SUPPLIED DATA =

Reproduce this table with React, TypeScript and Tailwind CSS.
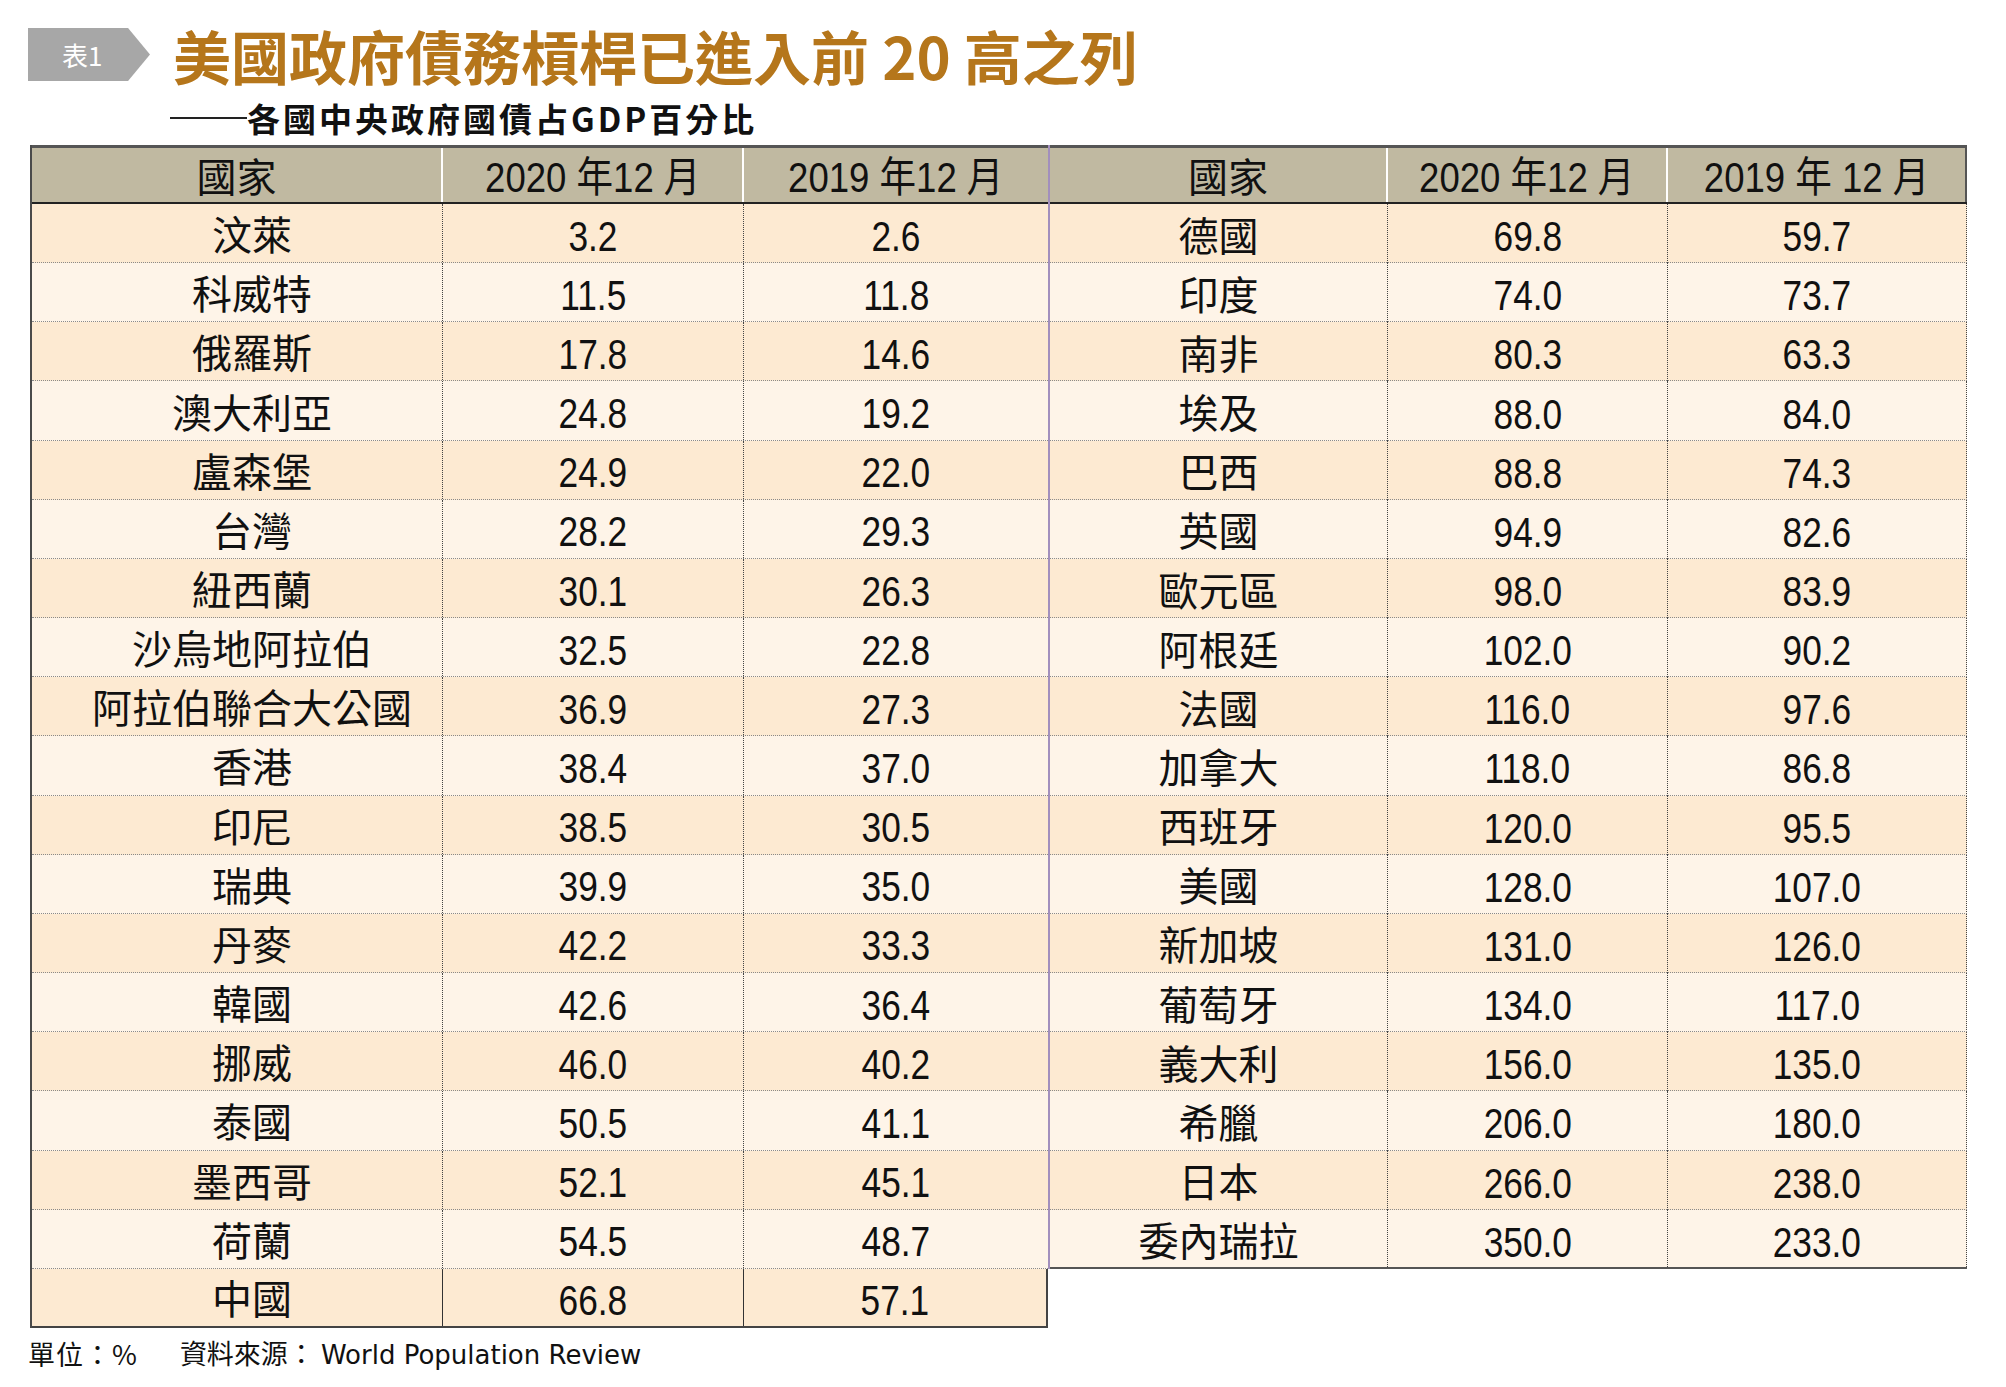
// App.tsx — 表1 美國政府債務槓桿 table

const LEFT_ROWS: [string, string, string][] = [
  ["汶萊", "3.2", "2.6"],
  ["科威特", "11.5", "11.8"],
  ["俄羅斯", "17.8", "14.6"],
  ["澳大利亞", "24.8", "19.2"],
  ["盧森堡", "24.9", "22.0"],
  ["台灣", "28.2", "29.3"],
  ["紐西蘭", "30.1", "26.3"],
  ["沙烏地阿拉伯", "32.5", "22.8"],
  ["阿拉伯聯合大公國", "36.9", "27.3"],
  ["香港", "38.4", "37.0"],
  ["印尼", "38.5", "30.5"],
  ["瑞典", "39.9", "35.0"],
  ["丹麥", "42.2", "33.3"],
  ["韓國", "42.6", "36.4"],
  ["挪威", "46.0", "40.2"],
  ["泰國", "50.5", "41.1"],
  ["墨西哥", "52.1", "45.1"],
  ["荷蘭", "54.5", "48.7"],
  ["中國", "66.8", "57.1"],
];

const RIGHT_ROWS: [string, string, string][] = [
  ["德國", "69.8", "59.7"],
  ["印度", "74.0", "73.7"],
  ["南非", "80.3", "63.3"],
  ["埃及", "88.0", "84.0"],
  ["巴西", "88.8", "74.3"],
  ["英國", "94.9", "82.6"],
  ["歐元區", "98.0", "83.9"],
  ["阿根廷", "102.0", "90.2"],
  ["法國", "116.0", "97.6"],
  ["加拿大", "118.0", "86.8"],
  ["西班牙", "120.0", "95.5"],
  ["美國", "128.0", "107.0"],
  ["新加坡", "131.0", "126.0"],
  ["葡萄牙", "134.0", "117.0"],
  ["義大利", "156.0", "135.0"],
  ["希臘", "206.0", "180.0"],
  ["日本", "266.0", "238.0"],
  ["委內瑞拉", "350.0", "233.0"],
];

const CJK = "font-['Noto_Sans_CJK_TC',sans-serif]";

const rowBg = (i: number) => (i % 2 === 0 ? "bg-[#fdead2]" : "bg-[#fef4e8]");

// condensed numerals: no narrow face installed, so squeeze Liberation Sans
function Num({ children }: { children: string }) {
  return (
    <span className="inline-block translate-y-[3px] scale-x-[0.82] text-[43px] leading-none font-['Liberation_Sans',sans-serif]">
      {children}
    </span>
  );
}

function HeadDate({ children }: { children: string }) {
  return (
    <span className="inline-block translate-y-[3px] scale-x-[0.87] whitespace-nowrap text-[42px] leading-none font-['Liberation_Sans','Noto_Sans_CJK_TC',sans-serif]">
      {children}
    </span>
  );
}

function LeftTable() {
  return (
    <div className="w-[1018px] border-l-2 border-[#4a4a4a]">
      {/* Header */}
      <div className="flex h-[59px] bg-[#c0b9a1] border-t-[3px] border-b-2 border-t-[#555] border-b-[#222] text-[#111]">
        <div className={`w-[411px] flex items-center justify-center border-r-2 border-white text-[40px] leading-none ${CJK}`}>國家</div>
        <div className="w-[301px] flex items-center justify-center border-r-2 border-white">
          <HeadDate>2020 年12 月</HeadDate>
        </div>
        <div className="w-[304px] flex items-center justify-center">
          <HeadDate>2019 年12 月</HeadDate>
        </div>
      </div>

      {LEFT_ROWS.map(([name, a, b], i) => {
        const last = i === LEFT_ROWS.length - 1;
        return (
          <div
            key={name}
            className={[
              "flex h-[59.16px] text-[#111]",
              rowBg(i),
              last ? "border-b-2 border-solid border-[#444]" : "border-b border-dotted border-[#8a8a8a]",
            ].join(" ")}
          >
            <div
              className={[
                "w-[411px] flex items-center justify-center pl-[30px] text-[40px] leading-none",
                CJK,
                last ? "border-r border-solid border-[#333]" : "border-r border-dotted border-[#444]",
              ].join(" ")}
            >
              {name}
            </div>
            <div
              className={[
                "w-[301px] flex items-center justify-center",
                last ? "border-r border-solid border-[#333]" : "border-r border-dotted border-[#444]",
              ].join(" ")}
            >
              <Num>{a}</Num>
            </div>
            <div
              className={[
                "w-[304px] flex items-center justify-center",
                last ? "border-r-2 border-solid border-[#444]" : "",
              ].join(" ")}
            >
              <Num>{b}</Num>
            </div>
          </div>
        );
      })}
    </div>
  );
}

function RightTable() {
  return (
    <div className="w-[919px] border-l-2 border-[#a28fbd]">
      {/* Header */}
      <div className="flex h-[59px] bg-[#c0b9a1] border-t-[3px] border-b-2 border-t-[#555] border-b-[#222] text-[#111]">
        <div className={`w-[338px] flex items-center justify-center pl-[20px] border-r-2 border-white text-[40px] leading-none ${CJK}`}>國家</div>
        <div className="w-[280px] flex items-center justify-center border-r-2 border-white">
          <HeadDate>2020 年12 月</HeadDate>
        </div>
        <div className="w-[299px] flex items-center justify-center border-r-2 border-[#555]">
          <HeadDate>2019 年 12 月</HeadDate>
        </div>
      </div>

      {RIGHT_ROWS.map(([name, a, b], i) => {
        const last = i === RIGHT_ROWS.length - 1;
        return (
          <div key={name} className={`relative flex h-[59.16px] text-[#111] ${rowBg(i)}`}>
            <div className={`w-[338px] flex items-center justify-center text-[40px] leading-none border-r border-dotted border-[#444] ${CJK}`}>
              {name}
            </div>
            <div className="w-[280px] flex items-center justify-center border-r border-dotted border-[#444]">
              <Num>{a}</Num>
            </div>
            <div className="w-[299px] flex items-center justify-center border-r border-dotted border-[#444]">
              <Num>{b}</Num>
            </div>
            {/* row separator */}
            <div
              className={
                last
                  ? "absolute left-0 right-0 bottom-0 h-0 border-b-2 border-solid border-[#555]"
                  : "absolute left-0 right-0 bottom-0 h-0 border-b border-dotted border-[#8a8a8a]"
              }
            />
          </div>
        );
      })}
    </div>
  );
}

export default function App() {
  return (
    <div className="w-[2006px] h-[1387px] bg-white overflow-hidden">
      {/* Title row */}
      <div className="flex items-center h-[53px] mt-[28px] ml-[28px]">
        <div className="w-[122px] h-[53px] bg-[#a7a7a7] [clip-path:polygon(0_0,82%_0,100%_50%,82%_100%,0_100%)] flex items-center pl-[34px]">
          <span className={`text-white text-[26px] leading-none ${CJK}`}>表1</span>
        </div>
        <h1 className={`ml-[23px] text-[58px] leading-none font-bold text-[#b5761b] whitespace-nowrap ${CJK}`}>
          美國政府債務槓桿已進入前 20 高之列
        </h1>
      </div>

      {/* Subtitle */}
      <div className="flex items-center h-[36px] mt-[19px] ml-[170px]">
        <span className="w-[77px] h-[2px] bg-[#222]" />
        <span className={`text-[33px] leading-none font-bold tracking-[3px] text-[#111] ${CJK}`}>
          各國中央政府國債占GDP百分比
        </span>
      </div>

      {/* Table */}
      <div className="flex items-start mt-[9px] ml-[30px]">
        <LeftTable />
        <RightTable />
      </div>

      {/* Footer */}
      <div className={`flex items-center mt-[10px] ml-[28px] text-[27px] leading-[30px] text-[#111] ${CJK}`}>
        <span className="tracking-[1px]">單位：%</span>
        <span className="ml-[42px]">
          資料來源：<span className="ml-[6px] text-[26px] font-['DejaVu_Sans',sans-serif]">World Population Review</span>
        </span>
      </div>
    </div>
  );
}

PROBLEM TO SOLVE =
Give the data again exactly as written, with all pictures left out.

CORRECT RESPONSE =
Reproduce this table with React, TypeScript and Tailwind CSS.
// App.tsx — 表1 美國政府債務槓桿 table

const LEFT_ROWS: [string, string, string][] = [
  ["汶萊", "3.2", "2.6"],
  ["科威特", "11.5", "11.8"],
  ["俄羅斯", "17.8", "14.6"],
  ["澳大利亞", "24.8", "19.2"],
  ["盧森堡", "24.9", "22.0"],
  ["台灣", "28.2", "29.3"],
  ["紐西蘭", "30.1", "26.3"],
  ["沙烏地阿拉伯", "32.5", "22.8"],
  ["阿拉伯聯合大公國", "36.9", "27.3"],
  ["香港", "38.4", "37.0"],
  ["印尼", "38.5", "30.5"],
  ["瑞典", "39.9", "35.0"],
  ["丹麥", "42.2", "33.3"],
  ["韓國", "42.6", "36.4"],
  ["挪威", "46.0", "40.2"],
  ["泰國", "50.5", "41.1"],
  ["墨西哥", "52.1", "45.1"],
  ["荷蘭", "54.5", "48.7"],
  ["中國", "66.8", "57.1"],
];

const RIGHT_ROWS: [string, string, string][] = [
  ["德國", "69.8", "59.7"],
  ["印度", "74.0", "73.7"],
  ["南非", "80.3", "63.3"],
  ["埃及", "88.0", "84.0"],
  ["巴西", "88.8", "74.3"],
  ["英國", "94.9", "82.6"],
  ["歐元區", "98.0", "83.9"],
  ["阿根廷", "102.0", "90.2"],
  ["法國", "116.0", "97.6"],
  ["加拿大", "118.0", "86.8"],
  ["西班牙", "120.0", "95.5"],
  ["美國", "128.0", "107.0"],
  ["新加坡", "131.0", "126.0"],
  ["葡萄牙", "134.0", "117.0"],
  ["義大利", "156.0", "135.0"],
  ["希臘", "206.0", "180.0"],
  ["日本", "266.0", "238.0"],
  ["委內瑞拉", "350.0", "233.0"],
];

const CJK = "font-['Noto_Sans_CJK_TC',sans-serif]";

const rowBg = (i: number) => (i % 2 === 0 ? "bg-[#fdead2]" : "bg-[#fef4e8]");

// condensed numerals: no narrow face installed, so squeeze Liberation Sans
function Num({ children }: { children: string }) {
  return (
    <span className="inline-block translate-y-[3px] scale-x-[0.82] text-[43px] leading-none font-['Liberation_Sans',sans-serif]">
      {children}
    </span>
  );
}

function HeadDate({ children }: { children: string }) {
  return (
    <span className="inline-block translate-y-[3px] scale-x-[0.87] whitespace-nowrap text-[42px] leading-none font-['Liberation_Sans','Noto_Sans_CJK_TC',sans-serif]">
      {children}
    </span>
  );
}

function LeftTable() {
  return (
    <div className="w-[1018px] border-l-2 border-[#4a4a4a]">
      {/* Header */}
      <div className="flex h-[59px] bg-[#c0b9a1] border-t-[3px] border-b-2 border-t-[#555] border-b-[#222] text-[#111]">
        <div className={`w-[411px] flex items-center justify-center border-r-2 border-white text-[40px] leading-none ${CJK}`}>國家</div>
        <div className="w-[301px] flex items-center justify-center border-r-2 border-white">
          <HeadDate>2020 年12 月</HeadDate>
        </div>
        <div className="w-[304px] flex items-center justify-center">
          <HeadDate>2019 年12 月</HeadDate>
        </div>
      </div>

      {LEFT_ROWS.map(([name, a, b], i) => {
        const last = i === LEFT_ROWS.length - 1;
        return (
          <div
            key={name}
            className={[
              "flex h-[59.16px] text-[#111]",
              rowBg(i),
              last ? "border-b-2 border-solid border-[#444]" : "border-b border-dotted border-[#8a8a8a]",
            ].join(" ")}
          >
            <div
              className={[
                "w-[411px] flex items-center justify-center pl-[30px] text-[40px] leading-none",
                CJK,
                last ? "border-r border-solid border-[#333]" : "border-r border-dotted border-[#444]",
              ].join(" ")}
            >
              {name}
            </div>
            <div
              className={[
                "w-[301px] flex items-center justify-center",
                last ? "border-r border-solid border-[#333]" : "border-r border-dotted border-[#444]",
              ].join(" ")}
            >
              <Num>{a}</Num>
            </div>
            <div
              className={[
                "w-[304px] flex items-center justify-center",
                last ? "border-r-2 border-solid border-[#444]" : "",
              ].join(" ")}
            >
              <Num>{b}</Num>
            </div>
          </div>
        );
      })}
    </div>
  );
}

function RightTable() {
  return (
    <div className="w-[919px] border-l-2 border-[#a28fbd]">
      {/* Header */}
      <div className="flex h-[59px] bg-[#c0b9a1] border-t-[3px] border-b-2 border-t-[#555] border-b-[#222] text-[#111]">
        <div className={`w-[338px] flex items-center justify-center pl-[20px] border-r-2 border-white text-[40px] leading-none ${CJK}`}>國家</div>
        <div className="w-[280px] flex items-center justify-center border-r-2 border-white">
          <HeadDate>2020 年12 月</HeadDate>
        </div>
        <div className="w-[299px] flex items-center justify-center border-r-2 border-[#555]">
          <HeadDate>2019 年 12 月</HeadDate>
        </div>
      </div>

      {RIGHT_ROWS.map(([name, a, b], i) => {
        const last = i === RIGHT_ROWS.length - 1;
        return (
          <div key={name} className={`relative flex h-[59.16px] text-[#111] ${rowBg(i)}`}>
            <div className={`w-[338px] flex items-center justify-center text-[40px] leading-none border-r border-dotted border-[#444] ${CJK}`}>
              {name}
            </div>
            <div className="w-[280px] flex items-center justify-center border-r border-dotted border-[#444]">
              <Num>{a}</Num>
            </div>
            <div className="w-[299px] flex items-center justify-center border-r border-dotted border-[#444]">
              <Num>{b}</Num>
            </div>
            {/* row separator */}
            <div
              className={
                last
                  ? "absolute left-0 right-0 bottom-0 h-0 border-b-2 border-solid border-[#555]"
                  : "absolute left-0 right-0 bottom-0 h-0 border-b border-dotted border-[#8a8a8a]"
              }
            />
          </div>
        );
      })}
    </div>
  );
}

export default function App() {
  return (
    <div className="w-[2006px] h-[1387px] bg-white overflow-hidden">
      {/* Title row */}
      <div className="flex items-center h-[53px] mt-[28px] ml-[28px]">
        <div className="w-[122px] h-[53px] bg-[#a7a7a7] [clip-path:polygon(0_0,82%_0,100%_50%,82%_100%,0_100%)] flex items-center pl-[34px]">
          <span className={`text-white text-[26px] leading-none ${CJK}`}>表1</span>
        </div>
        <h1 className={`ml-[23px] text-[58px] leading-none font-bold text-[#b5761b] whitespace-nowrap ${CJK}`}>
          美國政府債務槓桿已進入前 20 高之列
        </h1>
      </div>

      {/* Subtitle */}
      <div className="flex items-center h-[36px] mt-[19px] ml-[170px]">
        <span className="w-[77px] h-[2px] bg-[#222]" />
        <span className={`text-[33px] leading-none font-bold tracking-[3px] text-[#111] ${CJK}`}>
          各國中央政府國債占GDP百分比
        </span>
      </div>

      {/* Table */}
      <div className="flex items-start mt-[9px] ml-[30px]">
        <LeftTable />
        <RightTable />
      </div>

      {/* Footer */}
      <div className={`flex items-center mt-[10px] ml-[28px] text-[27px] leading-[30px] text-[#111] ${CJK}`}>
        <span className="tracking-[1px]">單位：%</span>
        <span className="ml-[42px]">
          資料來源：<span className="ml-[6px] text-[26px] font-['DejaVu_Sans',sans-serif]">World Population Review</span>
        </span>
      </div>
    </div>
  );
}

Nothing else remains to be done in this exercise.